Stolen Olympic Dreams

In 1903, David R. Francis, former mayor of St. Louis, former governor of Missouri, former US Secretary of the Interior, and then president of the Louisiana Purchase Exposition, had a couple of big problems. 

David R. Francis, whose impressive resume could include “Olympics Stealer” under Special Skills. Public domain, via Wikimedia Commons

Under his leadership, the City of St. Louis was attempting to carry off the grandest world’s fair yet. It was set to commemorate the one hundredth anniversary of the Louisiana Purchase land deal in which Thomas Jefferson bought from France the rights to be the conquering power in a gigantic territory that was inhabited already by quite a few indigenous people. It was a giant leap forward in the Get Really Friggin’ Big Destiny of the young United States. 

But it turns out that pulling off the largest world’s fair in history is something of a logistical challenge and the whole project had to be pushed to 1904. That still worked because the famous explorers Lewis and Clark didn’t set off into the Louisiana Territory until 1804, so with some minor fudging, that was good enough. 

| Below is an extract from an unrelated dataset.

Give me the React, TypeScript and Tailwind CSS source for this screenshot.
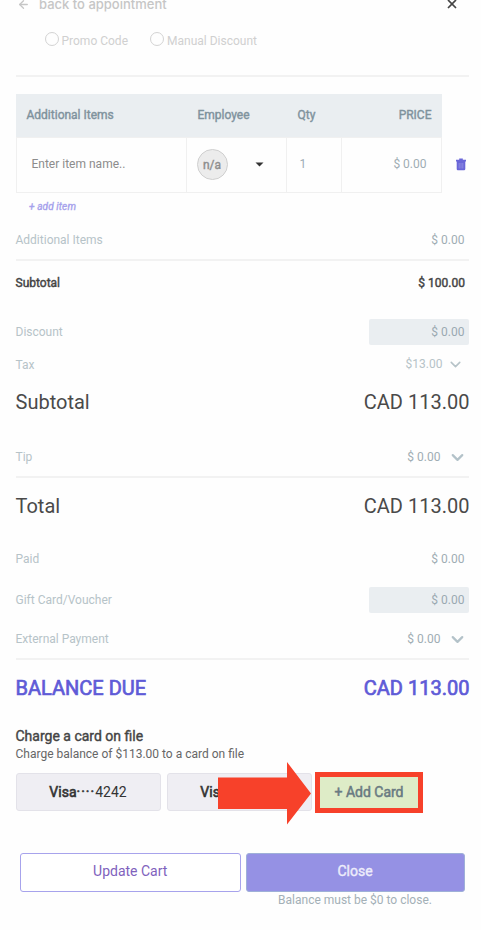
import { ArrowLeft, ChevronDown, X } from "lucide-react";

interface AmountRowProps {
  label: string;
  amount: string;
  className: string;
  boxed?: boolean;
  expandable?: boolean;
}

function AmountRow({ label, amount, className, boxed, expandable }: AmountRowProps) {
  return (
    <div className={`flex items-center justify-between text-[#b6c3c8] ${className}`}>
      <span>{label}</span>
      {boxed ? (
        <span className="flex h-[26px] w-[100px] items-center justify-end rounded-[2px] bg-[#eaeef1] pr-[5px] text-[#9aa9b1]">
          {amount}
        </span>
      ) : expandable ? (
        <span className="flex items-center gap-[7.5px] pr-[2.5px] text-[#9fadb4]">
          {amount}
          <ChevronDown className="-mb-px h-[19px] w-[19px] text-[#b3c2c9]" strokeWidth={2.8} />
        </span>
      ) : (
        <span className="pr-[5px] text-[#9fadb4]">{amount}</span>
      )}
    </div>
  );
}

function TotalRow({ label, amount, className }: { label: string; amount: string; className: string }) {
  return (
    <div className={`flex items-center justify-between text-[20px] ${className}`}>
      <span>{label}</span>
      <span>{amount}</span>
    </div>
  );
}

const discountTypes = ["Promo Code", "Manual Discount"];

export default function App() {
  return (
    <div className="h-[930px] w-[481px] overflow-hidden bg-[#fefefe] pl-[15.5px] pr-[11.6px] font-['Roboto',sans-serif] text-[12px] leading-[16px]">
      {/* Top bar */}
      <div className="flex h-[20px] items-start justify-between pr-[10px]">
        <div className="-mt-[4px] flex items-center gap-[9.5px] font-['Inter',sans-serif] text-[13px] font-medium text-[#c6c6c6]">
          <ArrowLeft className="ml-px h-[13px] w-[13px]" strokeWidth={2.4} />
          <span>back to appointment</span>
        </div>
        <X className="-mt-[3px] h-[14px] w-[14px] text-[#444]" strokeWidth={3} />
      </div>

      {/* Discount type */}
      <div className="flex h-[42px] items-center gap-[22px] pl-[29px] text-[#d0d0d0]">
        {discountTypes.map((type) => (
          <label key={type} className="flex items-center gap-[3px]">
            <span className="-mt-[4px] h-[14px] w-[14px] rounded-full border border-[#d3d3d3]" />
            {type}
          </label>
        ))}
      </div>

      <div className="mt-[13px] h-[2px] bg-[#f2f2f2]" />

      {/* Items table */}
      <div className="mt-[17px] flex">
        <div className="w-[426.5px]">
          <div className="flex h-[43px] items-center bg-[#eaeef1] pb-[2px] pr-[10.5px] text-[#7f929d] [-webkit-text-stroke:0.4px]">
            <span className="w-[182px] pl-[11px]">Additional Items</span>
            <span className="w-[100px]">Employee</span>
            <span>Qty</span>
            <span className="ml-auto">PRICE</span>
          </div>
          <div className="flex h-[56px] border border-[#f0f0f0]">
            <div className="flex w-[170.5px] items-center border-r border-[#f0f0f0] pb-[2px] pl-[15px] text-[#8c8c8c]">
              Enter item name..
            </div>
            <div className="flex w-[100px] items-center justify-between border-r border-[#f0f0f0] pb-px pl-[9.5px] pr-[22.5px]">
              <span className="flex h-[31px] w-[31px] items-center justify-center rounded-full border-[1.5px] border-[#cfcfcf] bg-[#ececec] text-[#8e8e8e] [-webkit-text-stroke:0.4px]">
                n/a
              </span>
              <svg className="h-[5px] w-[9px]" viewBox="0 0 9 5">
                <path d="M0.5 0.5h8L4.5 4.5z" fill="#333" />
              </svg>
            </div>
            <div className="flex w-[55px] items-center border-r border-[#f0f0f0] pb-[2px] pl-[12.5px] text-[#9fadb4]">1</div>
            <div className="flex flex-1 items-center justify-end pb-[2px] pr-[14.5px] text-[#9fadb4]">$ 0.00</div>
          </div>
        </div>
        <svg className="ml-[13.5px] mt-[64px] h-[13px] w-[10px]" viewBox="0 0 10 13">
          <path d="M3.2 0.6h3.6v1.2H10v1.8H0V1.8h3.2zM0.7 3.6h8.6V11a1.2 1.2 0 0 1-1.2 1.2H1.9A1.2 1.2 0 0 1 0.7 11z" fill="#6a66d8" />
          <path d="M3.2 5v5.5M5 5v5.5M6.8 5v5.5" stroke="#a5a2ea" strokeWidth="0.6" />
        </svg>
      </div>
      <div className="flex h-[27px] items-center pl-[13.5px] text-[10px] italic tracking-[0.12px] text-[#a6a2ec] [-webkit-text-stroke:0.35px]">
        + add item
      </div>

      <AmountRow label="Additional Items" amount="$ 0.00" className="h-[39px]" />
      <div className="h-[2px] bg-[#f2f2f2]" />
      <div className="flex h-[43px] items-center justify-between pr-[4.5px] text-[#444] [-webkit-text-stroke:0.45px]">
        <span>Subtotal</span>
        <span>$ 100.00</span>
      </div>

      <AmountRow label="Discount" amount="$ 0.00" className="mt-[9px] h-[38px]" boxed />
      <div className="flex h-[28px] items-center justify-between text-[#b6c3c8]">
        <span>Tax</span>
        <span className="-mt-[3px] flex items-center gap-[5px] pr-[5px]">
          $13.00
          <ChevronDown className="-mb-px h-[17px] w-[17px]" strokeWidth={2.2} />
        </span>
      </div>
      <TotalRow label="Subtotal" amount="CAD 113.00" className="h-[46px] text-[#4a4a4a]" />

      <AmountRow label="Tip" amount="$ 0.00" className="mt-[12px] h-[39px]" expandable />
      <div className="h-[2px] bg-[#f2f2f2]" />
      <TotalRow label="Total" amount="CAD 113.00" className="h-[55px] text-[#4a4a4a]" />

      <AmountRow label="Paid" amount="$ 0.00" className="mt-[6px] h-[40px]" />
      <AmountRow label="Gift Card/Voucher" amount="$ 0.00" className="h-[41px]" boxed />
      <AmountRow label="External Payment" amount="$ 0.00" className="h-[38px]" expandable />
      <div className="h-[2px] bg-[#f2f2f2]" />
      <TotalRow
        label="BALANCE DUE"
        amount="CAD 113.00"
        className="h-[55px] text-[#5f5bd7] [-webkit-text-stroke:0.7px]"
      />

      {/* Cards on file */}
      <div className="mt-[11px] text-[14px] leading-[20px] text-[#444] [-webkit-text-stroke:0.4px]">Charge a card on file</div>
      <div className="text-[#666]">Charge balance of $113.00 to a card on file</div>
      <div className="relative mt-[11px] flex h-[38px] gap-[6px]">
        <button className="w-[145px] rounded-[3px] border border-[#e3e2e9] bg-[#efeef3] pb-px text-[14px] text-[#333]">
          <span className="[-webkit-text-stroke:0.6px]">
            Visa<span className="tracking-[1px]">····</span>
          </span>
          4242
        </button>
        <button className="w-[145px] rounded-[3px] border border-[#e3e2e9] bg-[#efeef3] pb-px text-[14px] text-[#333]">
          <span className="[-webkit-text-stroke:0.6px]">
            Visa<span className="tracking-[1px]">····</span>
          </span>
          4242
        </button>
        <button className="-ml-[2.5px] -mt-px h-[41px] w-[108px] border-[5px] border-[#f7412a] bg-[#deecc7] pb-[2px] text-[14px] text-[#6a7b82] [-webkit-text-stroke:0.5px]">
          + Add Card
        </button>
        {/* Pointer to the add button */}
        <svg className="absolute left-[202.5px] top-[-12px] h-[64px] w-[94px]" viewBox="0 0 94 64">
          <path d="M0 16.5h69V1l24 31.5L69 63.5V48H0z" fill="#f7412a" />
        </svg>
      </div>

      {/* Actions */}
      <div className="mt-[42px] flex gap-[5px] pl-[4.5px]">
        <button className="h-[38.5px] w-[220.5px] rounded-[3px] border-[1.5px] border-[#a7a3ec] bg-white pb-[2px] text-[14px] text-[#7f62bd]">
          Update Cart
        </button>
        <div className="w-[219px] text-center text-[#a3b0b7]">
          <button className="h-[38.5px] w-full rounded-[3px] border border-[#9fb0d8] bg-[#9591e4] pb-[2px] text-[14px] text-[#eeedfb] [-webkit-text-stroke:0.4px]">
            Close
          </button>
          <div className="leading-[16px]">Balance must be $0 to close.</div>
        </div>
      </div>
    </div>
  );
}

Another big problem, however, was the fact that in 1901, the Olympic Committee in charge of determining the site of the third modern Olympic Games in 1904 had chosen Chicago. This would be the first Olympic Games on US soil and, though the Games didn’t yet garner nearly the attention they do today, it was still a world event that would compete directly with St. Louis’s moment in the spotlight.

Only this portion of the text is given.